'''
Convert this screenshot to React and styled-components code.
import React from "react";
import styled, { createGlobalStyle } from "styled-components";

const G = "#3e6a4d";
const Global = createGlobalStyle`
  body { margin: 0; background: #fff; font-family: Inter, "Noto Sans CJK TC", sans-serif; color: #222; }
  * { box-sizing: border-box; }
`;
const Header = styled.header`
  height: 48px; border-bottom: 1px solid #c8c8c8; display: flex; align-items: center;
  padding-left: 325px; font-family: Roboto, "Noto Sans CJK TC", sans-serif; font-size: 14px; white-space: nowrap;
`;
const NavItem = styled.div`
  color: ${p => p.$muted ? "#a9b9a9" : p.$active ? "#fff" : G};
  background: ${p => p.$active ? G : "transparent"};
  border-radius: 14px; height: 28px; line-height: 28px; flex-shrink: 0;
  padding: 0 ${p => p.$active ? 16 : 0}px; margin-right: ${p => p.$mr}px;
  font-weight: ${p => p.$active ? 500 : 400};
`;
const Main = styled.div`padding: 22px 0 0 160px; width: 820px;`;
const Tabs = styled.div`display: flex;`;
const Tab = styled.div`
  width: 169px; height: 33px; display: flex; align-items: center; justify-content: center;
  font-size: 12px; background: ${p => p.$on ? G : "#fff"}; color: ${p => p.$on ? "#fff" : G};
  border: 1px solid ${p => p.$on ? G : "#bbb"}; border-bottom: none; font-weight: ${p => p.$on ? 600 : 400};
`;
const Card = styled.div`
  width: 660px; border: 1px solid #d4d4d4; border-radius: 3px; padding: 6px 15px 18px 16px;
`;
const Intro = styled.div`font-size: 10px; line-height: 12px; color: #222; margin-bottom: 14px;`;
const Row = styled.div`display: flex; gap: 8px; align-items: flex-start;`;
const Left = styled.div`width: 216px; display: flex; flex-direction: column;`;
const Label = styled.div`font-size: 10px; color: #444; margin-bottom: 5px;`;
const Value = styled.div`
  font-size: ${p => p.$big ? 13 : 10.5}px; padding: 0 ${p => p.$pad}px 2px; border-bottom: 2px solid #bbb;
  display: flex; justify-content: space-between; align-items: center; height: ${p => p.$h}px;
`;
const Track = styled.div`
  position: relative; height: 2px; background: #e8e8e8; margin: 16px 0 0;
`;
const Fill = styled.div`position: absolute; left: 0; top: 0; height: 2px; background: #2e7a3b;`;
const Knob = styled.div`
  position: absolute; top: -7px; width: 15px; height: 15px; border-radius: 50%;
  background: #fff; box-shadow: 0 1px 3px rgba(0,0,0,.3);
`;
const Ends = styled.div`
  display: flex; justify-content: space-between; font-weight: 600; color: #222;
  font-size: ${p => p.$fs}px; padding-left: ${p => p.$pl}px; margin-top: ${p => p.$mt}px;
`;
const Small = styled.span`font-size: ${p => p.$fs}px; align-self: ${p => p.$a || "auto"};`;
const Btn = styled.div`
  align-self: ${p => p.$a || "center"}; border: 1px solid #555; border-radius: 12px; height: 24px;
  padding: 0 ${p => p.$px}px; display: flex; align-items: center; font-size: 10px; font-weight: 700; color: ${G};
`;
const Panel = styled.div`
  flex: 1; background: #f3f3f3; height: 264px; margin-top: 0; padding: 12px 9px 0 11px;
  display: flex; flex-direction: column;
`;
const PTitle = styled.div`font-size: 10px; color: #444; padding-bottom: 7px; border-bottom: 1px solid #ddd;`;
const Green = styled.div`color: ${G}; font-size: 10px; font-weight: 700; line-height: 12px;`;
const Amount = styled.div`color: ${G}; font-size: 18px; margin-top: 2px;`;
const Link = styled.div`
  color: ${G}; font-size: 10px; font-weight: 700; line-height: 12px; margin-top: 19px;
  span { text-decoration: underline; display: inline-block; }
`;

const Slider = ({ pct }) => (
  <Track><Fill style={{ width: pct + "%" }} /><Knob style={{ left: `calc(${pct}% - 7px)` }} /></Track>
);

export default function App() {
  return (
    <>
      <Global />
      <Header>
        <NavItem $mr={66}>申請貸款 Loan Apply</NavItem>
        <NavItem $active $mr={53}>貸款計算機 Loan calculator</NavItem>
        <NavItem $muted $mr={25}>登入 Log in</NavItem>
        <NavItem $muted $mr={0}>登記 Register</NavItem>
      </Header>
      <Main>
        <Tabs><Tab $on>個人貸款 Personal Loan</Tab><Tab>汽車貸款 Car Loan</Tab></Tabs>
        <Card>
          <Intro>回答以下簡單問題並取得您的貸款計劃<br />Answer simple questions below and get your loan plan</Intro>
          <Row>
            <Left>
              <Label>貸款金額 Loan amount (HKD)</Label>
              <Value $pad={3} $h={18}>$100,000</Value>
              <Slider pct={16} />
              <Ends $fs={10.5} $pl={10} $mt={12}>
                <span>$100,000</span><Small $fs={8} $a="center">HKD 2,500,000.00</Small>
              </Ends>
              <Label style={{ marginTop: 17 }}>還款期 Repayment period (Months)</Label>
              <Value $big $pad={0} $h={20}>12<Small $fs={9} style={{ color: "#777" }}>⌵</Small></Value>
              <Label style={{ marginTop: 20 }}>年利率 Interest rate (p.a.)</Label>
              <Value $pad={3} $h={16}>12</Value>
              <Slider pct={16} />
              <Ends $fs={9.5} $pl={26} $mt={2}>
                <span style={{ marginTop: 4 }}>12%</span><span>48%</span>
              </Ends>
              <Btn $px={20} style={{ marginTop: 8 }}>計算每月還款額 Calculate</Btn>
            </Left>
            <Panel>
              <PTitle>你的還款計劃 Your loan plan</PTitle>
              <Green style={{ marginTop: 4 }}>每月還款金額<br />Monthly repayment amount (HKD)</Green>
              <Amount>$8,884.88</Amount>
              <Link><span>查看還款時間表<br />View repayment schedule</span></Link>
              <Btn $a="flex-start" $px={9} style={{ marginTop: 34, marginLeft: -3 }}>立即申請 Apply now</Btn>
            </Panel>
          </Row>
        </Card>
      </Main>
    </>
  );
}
'''
WHAT THE EXERCISE ASKS: Repeat the data precisely, line by line.

COMPLETED TASK:
Convert this screenshot to React and styled-components code.
import React from "react";
import styled, { createGlobalStyle } from "styled-components";

const G = "#3e6a4d";
const Global = createGlobalStyle`
  body { margin: 0; background: #fff; font-family: Inter, "Noto Sans CJK TC", sans-serif; color: #222; }
  * { box-sizing: border-box; }
`;
const Header = styled.header`
  height: 48px; border-bottom: 1px solid #c8c8c8; display: flex; align-items: center;
  padding-left: 325px; font-family: Roboto, "Noto Sans CJK TC", sans-serif; font-size: 14px; white-space: nowrap;
`;
const NavItem = styled.div`
  color: ${p => p.$muted ? "#a9b9a9" : p.$active ? "#fff" : G};
  background: ${p => p.$active ? G : "transparent"};
  border-radius: 14px; height: 28px; line-height: 28px; flex-shrink: 0;
  padding: 0 ${p => p.$active ? 16 : 0}px; margin-right: ${p => p.$mr}px;
  font-weight: ${p => p.$active ? 500 : 400};
`;
const Main = styled.div`padding: 22px 0 0 160px; width: 820px;`;
const Tabs = styled.div`display: flex;`;
const Tab = styled.div`
  width: 169px; height: 33px; display: flex; align-items: center; justify-content: center;
  font-size: 12px; background: ${p => p.$on ? G : "#fff"}; color: ${p => p.$on ? "#fff" : G};
  border: 1px solid ${p => p.$on ? G : "#bbb"}; border-bottom: none; font-weight: ${p => p.$on ? 600 : 400};
`;
const Card = styled.div`
  width: 660px; border: 1px solid #d4d4d4; border-radius: 3px; padding: 6px 15px 18px 16px;
`;
const Intro = styled.div`font-size: 10px; line-height: 12px; color: #222; margin-bottom: 14px;`;
const Row = styled.div`display: flex; gap: 8px; align-items: flex-start;`;
const Left = styled.div`width: 216px; display: flex; flex-direction: column;`;
const Label = styled.div`font-size: 10px; color: #444; margin-bottom: 5px;`;
const Value = styled.div`
  font-size: ${p => p.$big ? 13 : 10.5}px; padding: 0 ${p => p.$pad}px 2px; border-bottom: 2px solid #bbb;
  display: flex; justify-content: space-between; align-items: center; height: ${p => p.$h}px;
`;
const Track = styled.div`
  position: relative; height: 2px; background: #e8e8e8; margin: 16px 0 0;
`;
const Fill = styled.div`position: absolute; left: 0; top: 0; height: 2px; background: #2e7a3b;`;
const Knob = styled.div`
  position: absolute; top: -7px; width: 15px; height: 15px; border-radius: 50%;
  background: #fff; box-shadow: 0 1px 3px rgba(0,0,0,.3);
`;
const Ends = styled.div`
  display: flex; justify-content: space-between; font-weight: 600; color: #222;
  font-size: ${p => p.$fs}px; padding-left: ${p => p.$pl}px; margin-top: ${p => p.$mt}px;
`;
const Small = styled.span`font-size: ${p => p.$fs}px; align-self: ${p => p.$a || "auto"};`;
const Btn = styled.div`
  align-self: ${p => p.$a || "center"}; border: 1px solid #555; border-radius: 12px; height: 24px;
  padding: 0 ${p => p.$px}px; display: flex; align-items: center; font-size: 10px; font-weight: 700; color: ${G};
`;
const Panel = styled.div`
  flex: 1; background: #f3f3f3; height: 264px; margin-top: 0; padding: 12px 9px 0 11px;
  display: flex; flex-direction: column;
`;
const PTitle = styled.div`font-size: 10px; color: #444; padding-bottom: 7px; border-bottom: 1px solid #ddd;`;
const Green = styled.div`color: ${G}; font-size: 10px; font-weight: 700; line-height: 12px;`;
const Amount = styled.div`color: ${G}; font-size: 18px; margin-top: 2px;`;
const Link = styled.div`
  color: ${G}; font-size: 10px; font-weight: 700; line-height: 12px; margin-top: 19px;
  span { text-decoration: underline; display: inline-block; }
`;

const Slider = ({ pct }) => (
  <Track><Fill style={{ width: pct + "%" }} /><Knob style={{ left: `calc(${pct}% - 7px)` }} /></Track>
);

export default function App() {
  return (
    <>
      <Global />
      <Header>
        <NavItem $mr={66}>申請貸款 Loan Apply</NavItem>
        <NavItem $active $mr={53}>貸款計算機 Loan calculator</NavItem>
        <NavItem $muted $mr={25}>登入 Log in</NavItem>
        <NavItem $muted $mr={0}>登記 Register</NavItem>
      </Header>
      <Main>
        <Tabs><Tab $on>個人貸款 Personal Loan</Tab><Tab>汽車貸款 Car Loan</Tab></Tabs>
        <Card>
          <Intro>回答以下簡單問題並取得您的貸款計劃<br />Answer simple questions below and get your loan plan</Intro>
          <Row>
            <Left>
              <Label>貸款金額 Loan amount (HKD)</Label>
              <Value $pad={3} $h={18}>$100,000</Value>
              <Slider pct={16} />
              <Ends $fs={10.5} $pl={10} $mt={12}>
                <span>$100,000</span><Small $fs={8} $a="center">HKD 2,500,000.00</Small>
              </Ends>
              <Label style={{ marginTop: 17 }}>還款期 Repayment period (Months)</Label>
              <Value $big $pad={0} $h={20}>12<Small $fs={9} style={{ color: "#777" }}>⌵</Small></Value>
              <Label style={{ marginTop: 20 }}>年利率 Interest rate (p.a.)</Label>
              <Value $pad={3} $h={16}>12</Value>
              <Slider pct={16} />
              <Ends $fs={9.5} $pl={26} $mt={2}>
                <span style={{ marginTop: 4 }}>12%</span><span>48%</span>
              </Ends>
              <Btn $px={20} style={{ marginTop: 8 }}>計算每月還款額 Calculate</Btn>
            </Left>
            <Panel>
              <PTitle>你的還款計劃 Your loan plan</PTitle>
              <Green style={{ marginTop: 4 }}>每月還款金額<br />Monthly repayment amount (HKD)</Green>
              <Amount>$8,884.88</Amount>
              <Link><span>查看還款時間表<br />View repayment schedule</span></Link>
              <Btn $a="flex-start" $px={9} style={{ marginTop: 34, marginLeft: -3 }}>立即申請 Apply now</Btn>
            </Panel>
          </Row>
        </Card>
      </Main>
    </>
  );
}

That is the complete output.